On peut s’étonner d’abord que la discussion d’un pareil acte ait été si long-temps différée : retarder la discussion des ordonnances de douanes, c’est annuler le contrôle des chambres ; mais passons là-dessus. Considérons le traité en lui-même. Qu’a dû vouloir le gouvernement ? Deux choses : d’un côté, rendre à la Belgique, sur le marché français, la part que lui avaient enlevée la concurrence de l’Angleterre et l’ordonnance du 26 juin ; de l’autre côté, ouvrir pour la France, sur le marché belge, des débouchés d’une importance à peu près égale à ceux de la Belgique sur le marché français. Or, qu’est-il arrivé ? D’une part, les importations des fils belges ont triplé depuis trois ans, et leur concurrence aujourd’hui a remplacé chez nous la concurrence anglaise ; d’autre part, nos exportations de soieries, de vins, de fils, sont restées stationnaires. Tous les avantages commerciaux, dans le traité du 16 juillet, appartiennent donc à la Belgique. Ce n’est pas tout. À peine le traité de 1842 ratifié, que fait la Belgique ? Elle admet aux mêmes droits que les nôtres les vins et les soieries de l’Allemagne ; plus tard, en 1843, lorsqu’elle augmente ses tarifs sur les tissus de laine, elle n’excepte pas la France ; enfin elle conclut son traité de septembre 1844 avec le Zollverein. Tels sont les procédés de la Belgique envers nous, et telle est la latitude que lui a laissée l’imprévoyante diplomatie de notre gouvernement.
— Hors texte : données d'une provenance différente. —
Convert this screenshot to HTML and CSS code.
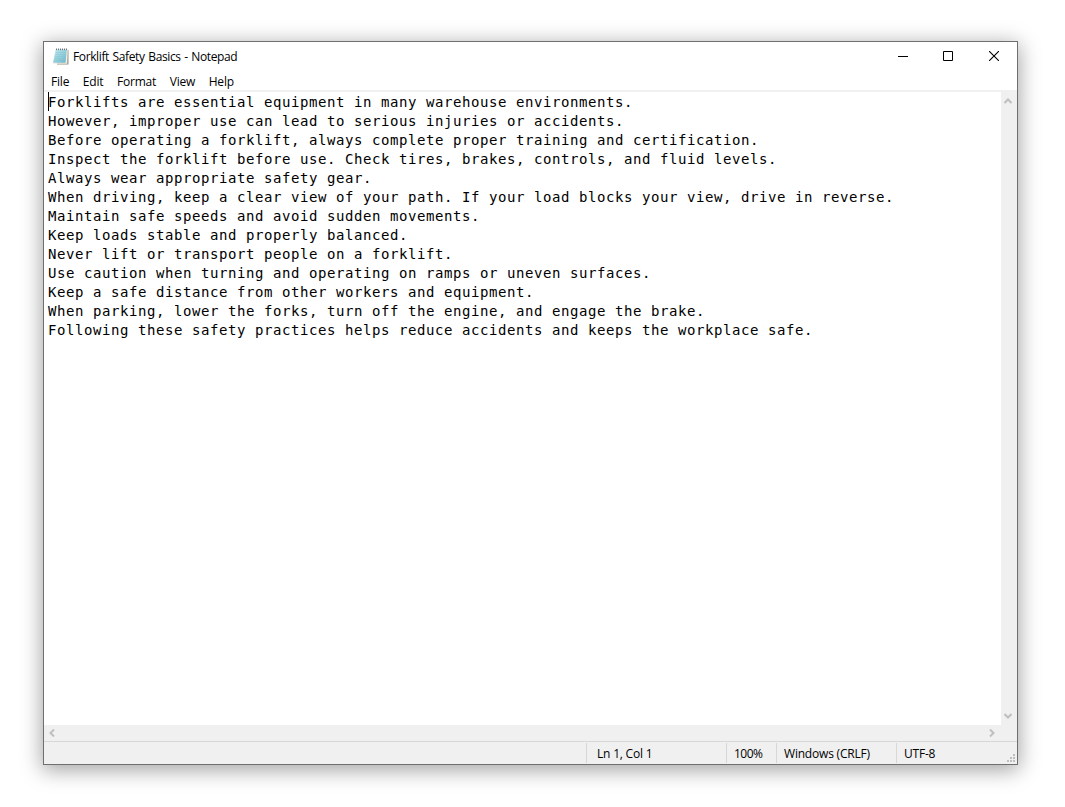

Sans doute, la Belgique a droit à tous les ménagemens de la France : son existence est une conquête de notre révolution de 1830, et nous devons faire tous nos efforts pour conserver cette belle conquête, au prix même de quelques sacrifices ; mais pouvons-nous donner à la Belgique des avantages sans mesure, lui livrer une des principales branches de notre industrie, et n’attendre d’elle, en retour, que les témoignages de son ingratitude ? Est-ce un bon moyen de cimenter l’union des deux peuples que de créer entre leurs intérêts commerciaux des inégalités choquantes, source de jalousie et de discorde ? Dans la louable intention de resserrer les liens qui unissent les deux gouvernemens, fallait-il imaginer une situation dont les conséquences naturelles devaient être que tôt ou tard la Belgique nuirait à la France, et la France aurait à se plaindre de son alliée ?

Un traité si imprudent, si impolitique, devait nécessairement rencontrer une vive opposition dans la chambre. La commission s’était déjà prononcée ; elle avait exprimé l’espoir que la convention du 16 juillet ne serait pas renouvelée.